#### [SUPPLIED DATA]
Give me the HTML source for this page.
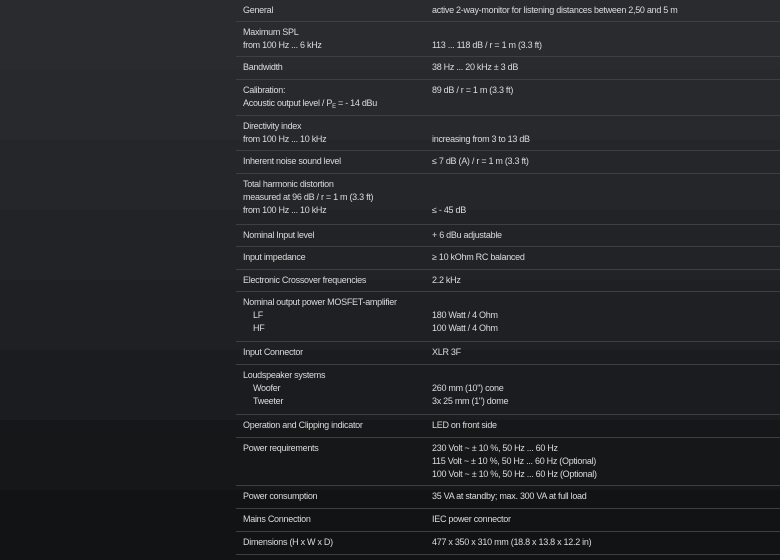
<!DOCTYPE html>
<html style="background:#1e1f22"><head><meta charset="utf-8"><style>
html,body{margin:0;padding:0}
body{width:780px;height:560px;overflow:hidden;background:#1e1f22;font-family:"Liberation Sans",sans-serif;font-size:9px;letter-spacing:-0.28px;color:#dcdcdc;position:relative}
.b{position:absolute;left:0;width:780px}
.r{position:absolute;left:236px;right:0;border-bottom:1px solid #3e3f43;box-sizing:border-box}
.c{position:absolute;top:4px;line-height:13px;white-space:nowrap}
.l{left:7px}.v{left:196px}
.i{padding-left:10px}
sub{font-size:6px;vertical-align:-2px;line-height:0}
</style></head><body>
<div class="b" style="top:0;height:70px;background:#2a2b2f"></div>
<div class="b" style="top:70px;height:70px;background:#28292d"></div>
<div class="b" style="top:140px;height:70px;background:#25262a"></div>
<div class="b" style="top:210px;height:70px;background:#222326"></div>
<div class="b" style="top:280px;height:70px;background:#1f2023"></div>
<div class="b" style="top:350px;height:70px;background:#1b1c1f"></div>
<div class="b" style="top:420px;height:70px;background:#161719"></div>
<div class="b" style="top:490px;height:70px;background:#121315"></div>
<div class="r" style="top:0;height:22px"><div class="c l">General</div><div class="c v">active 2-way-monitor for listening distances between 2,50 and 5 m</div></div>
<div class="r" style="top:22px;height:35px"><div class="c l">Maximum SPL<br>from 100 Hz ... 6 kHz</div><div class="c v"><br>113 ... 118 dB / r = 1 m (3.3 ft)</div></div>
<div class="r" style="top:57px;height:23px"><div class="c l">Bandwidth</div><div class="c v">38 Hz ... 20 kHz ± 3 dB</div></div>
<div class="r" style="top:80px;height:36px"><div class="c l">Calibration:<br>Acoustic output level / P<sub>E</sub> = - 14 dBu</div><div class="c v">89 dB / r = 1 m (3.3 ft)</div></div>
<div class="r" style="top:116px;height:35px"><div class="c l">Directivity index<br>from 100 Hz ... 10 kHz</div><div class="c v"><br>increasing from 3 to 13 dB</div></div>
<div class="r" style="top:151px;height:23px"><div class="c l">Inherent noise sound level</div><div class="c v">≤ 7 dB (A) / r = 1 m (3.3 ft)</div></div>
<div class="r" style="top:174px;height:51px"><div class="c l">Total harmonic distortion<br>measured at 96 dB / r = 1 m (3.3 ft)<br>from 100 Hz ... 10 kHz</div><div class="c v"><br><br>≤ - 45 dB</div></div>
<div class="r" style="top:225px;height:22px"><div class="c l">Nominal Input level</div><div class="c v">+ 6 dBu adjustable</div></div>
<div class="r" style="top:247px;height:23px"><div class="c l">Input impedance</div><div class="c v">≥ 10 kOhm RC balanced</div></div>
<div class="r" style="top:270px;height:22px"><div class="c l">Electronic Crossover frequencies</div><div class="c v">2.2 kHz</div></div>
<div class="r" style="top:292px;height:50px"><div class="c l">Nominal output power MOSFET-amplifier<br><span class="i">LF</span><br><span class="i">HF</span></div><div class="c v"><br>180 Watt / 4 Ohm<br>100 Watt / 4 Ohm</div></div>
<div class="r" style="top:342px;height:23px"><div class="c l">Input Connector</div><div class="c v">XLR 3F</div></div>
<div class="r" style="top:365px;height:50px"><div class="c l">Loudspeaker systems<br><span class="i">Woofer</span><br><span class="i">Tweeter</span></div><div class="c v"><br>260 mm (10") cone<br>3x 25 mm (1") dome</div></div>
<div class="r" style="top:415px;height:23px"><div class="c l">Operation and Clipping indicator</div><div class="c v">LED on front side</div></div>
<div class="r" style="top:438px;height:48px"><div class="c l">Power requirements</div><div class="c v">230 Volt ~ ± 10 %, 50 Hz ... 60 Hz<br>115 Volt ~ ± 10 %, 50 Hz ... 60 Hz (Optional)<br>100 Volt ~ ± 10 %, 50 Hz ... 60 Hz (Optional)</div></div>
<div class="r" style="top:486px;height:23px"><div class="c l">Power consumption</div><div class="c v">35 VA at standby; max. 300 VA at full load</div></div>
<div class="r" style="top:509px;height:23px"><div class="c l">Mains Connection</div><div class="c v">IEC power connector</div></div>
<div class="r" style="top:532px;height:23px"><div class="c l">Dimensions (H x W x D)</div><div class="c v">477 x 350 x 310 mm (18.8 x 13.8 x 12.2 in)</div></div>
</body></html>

#### [TASK REQUIREMENTS]
Transcribe the material as is, with images omitted.

#### [THE REPLY]
Give me the HTML source for this page.
<!DOCTYPE html>
<html style="background:#1e1f22"><head><meta charset="utf-8"><style>
html,body{margin:0;padding:0}
body{width:780px;height:560px;overflow:hidden;background:#1e1f22;font-family:"Liberation Sans",sans-serif;font-size:9px;letter-spacing:-0.28px;color:#dcdcdc;position:relative}
.b{position:absolute;left:0;width:780px}
.r{position:absolute;left:236px;right:0;border-bottom:1px solid #3e3f43;box-sizing:border-box}
.c{position:absolute;top:4px;line-height:13px;white-space:nowrap}
.l{left:7px}.v{left:196px}
.i{padding-left:10px}
sub{font-size:6px;vertical-align:-2px;line-height:0}
</style></head><body>
<div class="b" style="top:0;height:70px;background:#2a2b2f"></div>
<div class="b" style="top:70px;height:70px;background:#28292d"></div>
<div class="b" style="top:140px;height:70px;background:#25262a"></div>
<div class="b" style="top:210px;height:70px;background:#222326"></div>
<div class="b" style="top:280px;height:70px;background:#1f2023"></div>
<div class="b" style="top:350px;height:70px;background:#1b1c1f"></div>
<div class="b" style="top:420px;height:70px;background:#161719"></div>
<div class="b" style="top:490px;height:70px;background:#121315"></div>
<div class="r" style="top:0;height:22px"><div class="c l">General</div><div class="c v">active 2-way-monitor for listening distances between 2,50 and 5 m</div></div>
<div class="r" style="top:22px;height:35px"><div class="c l">Maximum SPL<br>from 100 Hz ... 6 kHz</div><div class="c v"><br>113 ... 118 dB / r = 1 m (3.3 ft)</div></div>
<div class="r" style="top:57px;height:23px"><div class="c l">Bandwidth</div><div class="c v">38 Hz ... 20 kHz ± 3 dB</div></div>
<div class="r" style="top:80px;height:36px"><div class="c l">Calibration:<br>Acoustic output level / P<sub>E</sub> = - 14 dBu</div><div class="c v">89 dB / r = 1 m (3.3 ft)</div></div>
<div class="r" style="top:116px;height:35px"><div class="c l">Directivity index<br>from 100 Hz ... 10 kHz</div><div class="c v"><br>increasing from 3 to 13 dB</div></div>
<div class="r" style="top:151px;height:23px"><div class="c l">Inherent noise sound level</div><div class="c v">≤ 7 dB (A) / r = 1 m (3.3 ft)</div></div>
<div class="r" style="top:174px;height:51px"><div class="c l">Total harmonic distortion<br>measured at 96 dB / r = 1 m (3.3 ft)<br>from 100 Hz ... 10 kHz</div><div class="c v"><br><br>≤ - 45 dB</div></div>
<div class="r" style="top:225px;height:22px"><div class="c l">Nominal Input level</div><div class="c v">+ 6 dBu adjustable</div></div>
<div class="r" style="top:247px;height:23px"><div class="c l">Input impedance</div><div class="c v">≥ 10 kOhm RC balanced</div></div>
<div class="r" style="top:270px;height:22px"><div class="c l">Electronic Crossover frequencies</div><div class="c v">2.2 kHz</div></div>
<div class="r" style="top:292px;height:50px"><div class="c l">Nominal output power MOSFET-amplifier<br><span class="i">LF</span><br><span class="i">HF</span></div><div class="c v"><br>180 Watt / 4 Ohm<br>100 Watt / 4 Ohm</div></div>
<div class="r" style="top:342px;height:23px"><div class="c l">Input Connector</div><div class="c v">XLR 3F</div></div>
<div class="r" style="top:365px;height:50px"><div class="c l">Loudspeaker systems<br><span class="i">Woofer</span><br><span class="i">Tweeter</span></div><div class="c v"><br>260 mm (10") cone<br>3x 25 mm (1") dome</div></div>
<div class="r" style="top:415px;height:23px"><div class="c l">Operation and Clipping indicator</div><div class="c v">LED on front side</div></div>
<div class="r" style="top:438px;height:48px"><div class="c l">Power requirements</div><div class="c v">230 Volt ~ ± 10 %, 50 Hz ... 60 Hz<br>115 Volt ~ ± 10 %, 50 Hz ... 60 Hz (Optional)<br>100 Volt ~ ± 10 %, 50 Hz ... 60 Hz (Optional)</div></div>
<div class="r" style="top:486px;height:23px"><div class="c l">Power consumption</div><div class="c v">35 VA at standby; max. 300 VA at full load</div></div>
<div class="r" style="top:509px;height:23px"><div class="c l">Mains Connection</div><div class="c v">IEC power connector</div></div>
<div class="r" style="top:532px;height:23px"><div class="c l">Dimensions (H x W x D)</div><div class="c v">477 x 350 x 310 mm (18.8 x 13.8 x 12.2 in)</div></div>
</body></html>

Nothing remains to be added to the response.